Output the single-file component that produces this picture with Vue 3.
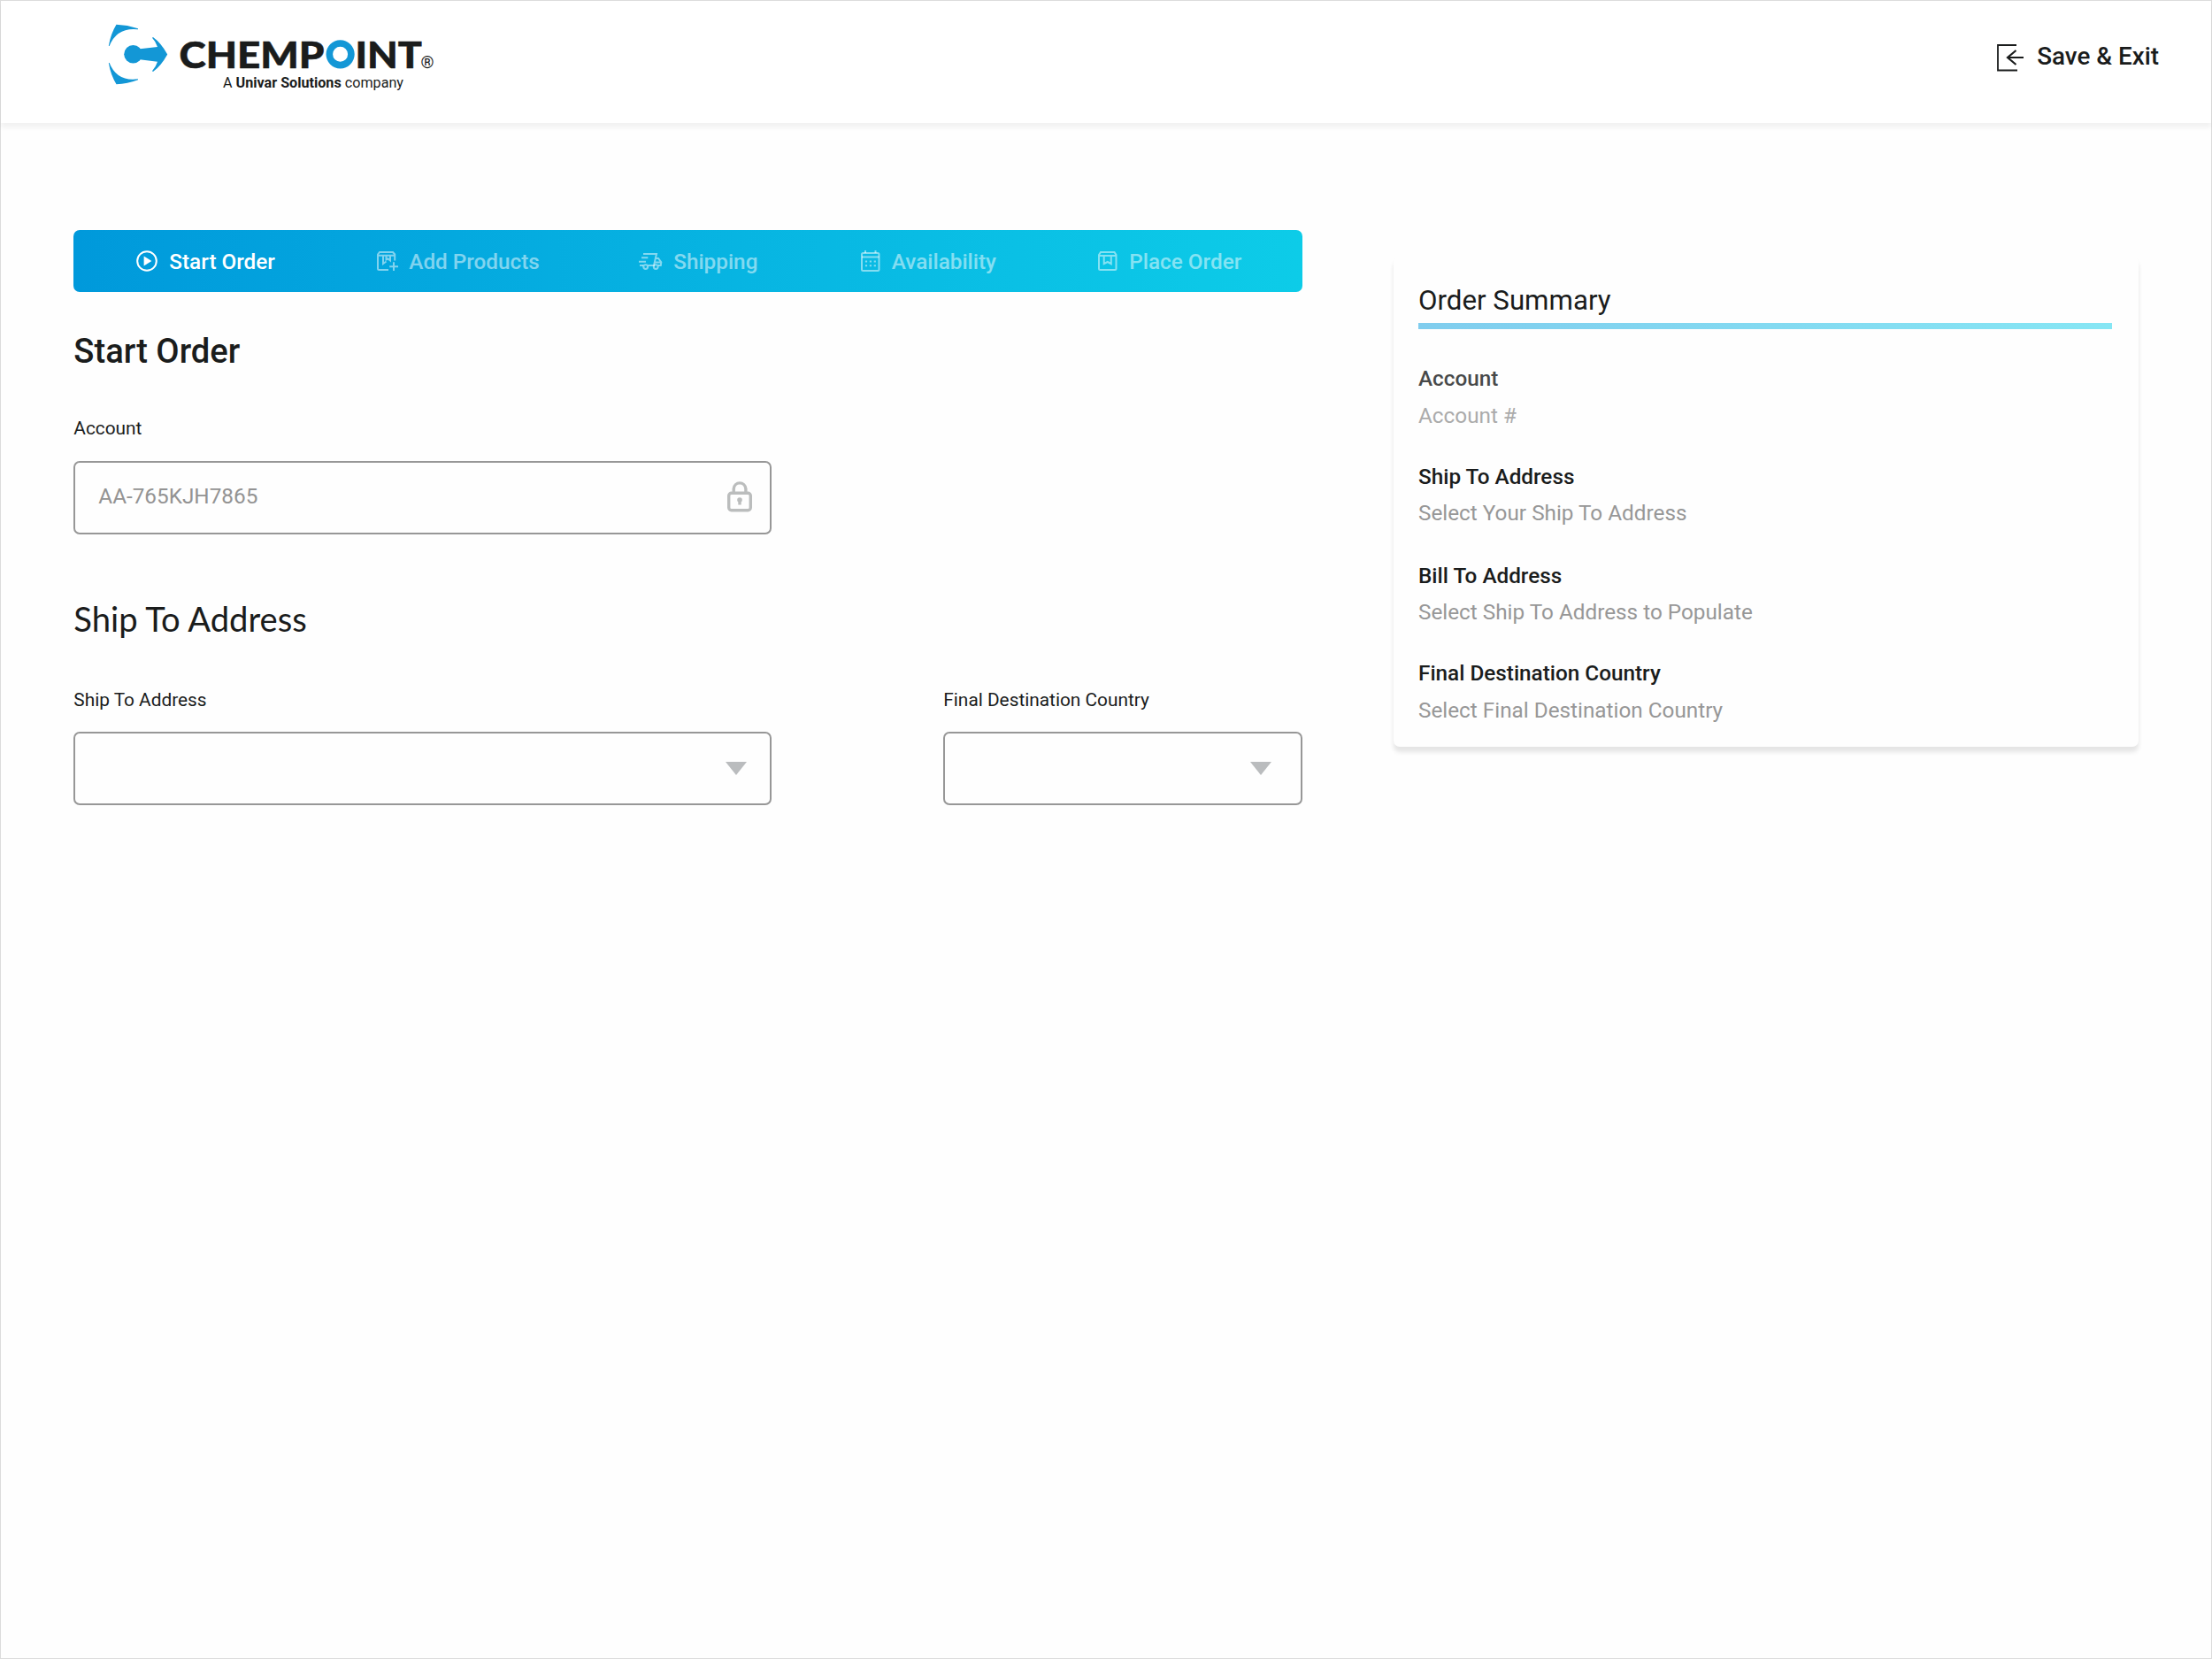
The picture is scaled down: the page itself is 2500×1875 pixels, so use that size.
<template>
  <div class="order-page">
    <header class="header">
      <svg class="logo" viewBox="120 20 380 90" role="img" aria-label="ChemPoint">
        <g fill="#1397d6">
          <path d="M131.5 27.8Q144 28.3 156 32.2L156 33.2Q132 30.5 123.6 52L122.8 52Q125 38.5 131.5 27.8Z" />
          <path d="M131.5 95.2Q144 94.7 156 90.3L156 89.3Q132 92.5 123.6 71L122.8 71Q125 84.5 131.5 95.2Z" />
          <circle cx="150.5" cy="61.3" r="10.3" />
          <path d="M156 55.6L178 53Q176 47 172 42.8L173 42Q182 48.5 189.2 61.4Q182 74.5 173 81L172 80.2Q176 76 178 69.8L156 67Z" />
        </g>
        <text class="logo-name" x="202.5" y="76.7" textLength="164" lengthAdjust="spacingAndGlyphs">CHEMP</text>
        <circle cx="384.6" cy="61.3" r="12.3" fill="none" stroke="#1397d6" stroke-width="7.6" />
        <text class="logo-name" x="401.5" y="76.7" textLength="75.5" lengthAdjust="spacingAndGlyphs">INT</text>
        <text class="logo-mark" x="475.5" y="76.5" textLength="15" lengthAdjust="spacingAndGlyphs">®</text>
        <text class="logo-sub" x="252" y="99" textLength="204" lengthAdjust="spacingAndGlyphs">A <tspan class="logo-bold">Univar Solutions</tspan> company</text>
      </svg>
      <button class="btn-exit">
        <svg class="exit-icon" viewBox="0 0 31 31">
          <path d="M22 1H1V29.5H23" stroke-width="1.8" />
          <path d="M30 15H12M21.5 7L12 15L21.5 23" stroke-width="2.2" />
        </svg>
        <span>Save &amp; Exit</span>
      </button>
    </header>

    <main class="content">
      <section class="order-form">
        <nav class="steps">
          <div v-for="step in steps" :key="step.id" class="step" :class="[step.id, { active: step.id === currentStep }]">
            <svg v-if="step.id === 'start'" class="icon-start" viewBox="0 0 24 24">
              <circle cx="12" cy="12" r="10.8" />
              <path class="solid" d="M8.6 6.4L17.4 11.9L8.6 17.5Z" />
            </svg>
            <svg v-else-if="step.id === 'products'" class="icon-products" viewBox="0 0 24 22">
              <path d="M20.2 10.5V3.5L18 1H3L1 3.5V19.5Q1 21 2.5 21H13M1 4.8H20M7 5V14L10.5 11.5M10.5 5V9.5L12.500 8.500L15 10.5V5M19 12.2V22M14.2 17.2H24" />
            </svg>
            <svg v-else-if="step.id === 'shipping'" class="icon-shipping" viewBox="0 0 27 19">
              <path d="M5 1H20L17 14H10.5M3 5.3H10.300M0 9.7H8M1 14H5M19 6H22L25.3 10.300L24.8 14H22M18 10.5H25" />
              <circle cx="7.7" cy="15.6" r="2.4" />
              <circle cx="19.2" cy="15.6" r="2.4" />
            </svg>
            <svg v-else-if="step.id === 'availability'" class="icon-availability" viewBox="0 0 22 24">
              <rect x="1" y="3" width="19.5" height="20" rx="1.5" />
              <path d="M1 7.5H20.5M5 0V3M16.5 0V3" />
              <path stroke-dasharray="2.2 2.7" d="M4.900 12.6H17M4.9 17.3H17" />
            </svg>
            <svg v-else class="icon-place" viewBox="0 0 22 22">
              <path d="M1 4L3 1H18.5L20.5 4V19.5Q20.5 21 19 21H2.5Q1 21 1 19.5ZM1 5H20.5M6.7 5V14.2L10.8 12L14.8 14.2V5" />
            </svg>
            <span>{{ step.name }}</span>
          </div>
        </nav>

        <h1>Start Order</h1>

        <div class="form-group account">
          <label>Account</label>
          <div class="field">
            <span>{{ accountNumber }}</span>
            <svg class="lock-icon" viewBox="0 0 28 36">
              <rect x="1.7" y="14.2" width="24.6" height="19.5" rx="3" />
              <path d="M7.2 14V9.5A6.9 7.5 0 0 1 20.9 9.5V14" />
              <circle class="solid" cx="14" cy="22" r="2.8" />
              <path d="M14 22V27.5" />
            </svg>
          </div>
        </div>

        <h2>Ship To Address</h2>

        <div class="form-row">
          <div class="form-group ship-to">
            <label>Ship To Address</label>
            <div class="field select">
              <svg class="arrow" viewBox="0 0 24 15"><path d="M0 0H24L12 15Z" /></svg>
            </div>
          </div>
          <div class="form-group country">
            <label>Final Destination Country</label>
            <div class="field select">
              <svg class="arrow" viewBox="0 0 24 15"><path d="M0 0H24L12 15Z" /></svg>
            </div>
          </div>
        </div>
      </section>

      <aside class="summary">
        <h3>Order Summary</h3>
        <div v-for="item in summary" :key="item.title" class="summary-item" :class="{ muted: item.muted }">
          <strong>{{ item.title }}</strong>
          <span>{{ item.value }}</span>
        </div>
      </aside>
    </main>
  </div>
</template>

<script setup>
import { ref } from 'vue'

const currentStep = ref('start')
const accountNumber = ref('AA-765KJH7865')

const steps = [
  { id: 'start', name: 'Start Order' },
  { id: 'products', name: 'Add Products' },
  { id: 'shipping', name: 'Shipping' },
  { id: 'availability', name: 'Availability' },
  { id: 'place', name: 'Place Order' }
]

const summary = ref([
  { title: 'Account', value: 'Account #', muted: true },
  { title: 'Ship To Address', value: 'Select Your Ship To Address' },
  { title: 'Bill To Address', value: 'Select Ship To Address to Populate' },
  { title: 'Final Destination Country', value: 'Select Final Destination Country' }
])
</script>

<style>
body {
  background: #fefefe;
}
</style>

<style scoped>
.order-page {
  box-sizing: border-box;
  width: 2500px;
  height: 1875px;
  border: 1px solid #dcdcdc;
  background: #fefefe;
  font-family: Roboto, sans-serif;
  color: #1a1c1c;
}

.order-page * {
  box-sizing: border-box;
}

.header {
  display: flex;
  justify-content: space-between;
  align-items: flex-start;
  height: 138px;
  padding: 19px 59px 0 119px;
  background: #fff;
  box-shadow: 0 5.5px 5.5px rgba(0, 0, 0, 0.05);
}

.logo {
  width: 380px;
  height: 90px;
}

.logo-name {
  font-family: Lato, sans-serif;
  font-size: 42.5px;
  font-weight: 900;
  fill: #1a1c1c;
  stroke: #1a1c1c;
  stroke-width: 0.6;
}

.logo-mark {
  font-size: 19px;
  fill: #1a1c1c;
}

.logo-sub {
  font-size: 16.5px;
  fill: #1a1c1c;
}

.logo-bold {
  font-weight: 700;
}

.btn-exit {
  display: flex;
  align-items: center;
  gap: 14px;
  margin-top: 26px;
  padding: 0;
  border: none;
  background: none;
  color: #1a1c1c;
  font-family: inherit;
  font-size: 27.8px;
  font-weight: 500;
  line-height: 32px;
}

.exit-icon {
  width: 31px;
  height: 31px;
  margin-top: 4px;
  fill: none;
  stroke: #1a1c1c;
}

.content {
  display: flex;
  align-items: flex-start;
  justify-content: space-between;
  padding: 121px 82px 0 82.3px;
}

.order-form {
  width: 1389px;
}

.steps {
  display: flex;
  justify-content: space-between;
  align-items: center;
  height: 70px;
  padding: 0 69px 0 71px;
  border-radius: 7px;
  background: linear-gradient(90deg, #0099db 0%, #0dcce8 100%);
}

.step {
  display: flex;
  align-items: center;
  gap: 13px;
  color: rgba(255, 255, 255, 0.5);
  font-size: 24.3px;
  font-weight: 500;
  line-height: 30px;
}

.step span {
  padding-top: 1px;
}

.step.active {
  color: #fff;
}

.step.products,
.step.shipping {
  gap: 12px;
}

.step.shipping {
  margin: 0 1px 0 -3px;
}

.step svg {
  fill: none;
  stroke: currentColor;
  stroke-width: 2;
}

.step svg .solid {
  fill: currentColor;
  stroke: none;
}

.icon-start { width: 24px; height: 24px; }
.icon-products { width: 24px; height: 22px; }
.icon-shipping { width: 27px; height: 19px; }
.icon-availability { width: 22px; height: 24px; }
.icon-place { width: 22px; height: 22px; }

h1 {
  margin: 44px 0 0;
  font-size: 38.2px;
  font-weight: 500;
  line-height: 46px;
}

h2 {
  margin: 72px 0 0;
  font-family: Lato, sans-serif;
  font-size: 38.2px;
  font-weight: 400;
  line-height: 46px;
}

.form-group label {
  display: block;
  margin-bottom: 24.6px;
  font-size: 20.83px;
  line-height: 24px;
}

.account {
  width: 788.7px;
  margin-top: 52.4px;
}

.form-row {
  display: flex;
  justify-content: space-between;
  margin-top: 56.6px;
}

.ship-to {
  width: 788.7px;
}

.country {
  width: 406px;
}

.field {
  display: flex;
  justify-content: space-between;
  align-items: center;
  height: 83px;
  padding: 0 20px 3px 26px;
  border: 2px solid #979797;
  border-radius: 7px;
  color: #939393;
  font-size: 24.3px;
}

.lock-icon {
  width: 28px;
  height: 36px;
  fill: none;
  stroke: #bbbdbd;
  stroke-width: 3.4;
}

.lock-icon .solid {
  fill: #bbbdbd;
  stroke: none;
}

.select {
  justify-content: flex-end;
  padding-bottom: 0;
}

.ship-to .select {
  padding-right: 26px;
}

.country .select {
  padding-right: 33px;
}

.arrow {
  width: 24px;
  height: 15px;
  fill: #babcbe;
}

.summary {
  width: 842px;
  height: 554px;
  margin-top: 30px;
  padding: 30px 30px 0 28px;
  border-radius: 7px;
  background: #fefefe;
  box-shadow: 0 5.5px 5.5px rgba(0, 0, 0, 0.1);
}

.summary h3 {
  margin: 0 0 41px;
  padding-bottom: 5px;
  border-bottom: 7px solid;
  border-image: linear-gradient(90deg, #80cdee, #86e6f4) 1;
  font-size: 31.25px;
  font-weight: 400;
  line-height: 40px;
}

.summary-item {
  display: flex;
  flex-direction: column;
  gap: 11.5px;
  margin-bottom: 39px;
  font-size: 24.3px;
  line-height: 30px;
}

.summary-item:nth-of-type(2) {
  margin-bottom: 40.6px;
}

.summary-item strong {
  font-weight: 500;
}

.summary-item span {
  color: #979797;
}

.summary-item.muted {
  opacity: 0.8;
}
</style>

---------------

YOUR INSTRUCTIONS:
How many lines of the data hold the string "that"? Reply with the number alone.

TASK OUTPUT:
2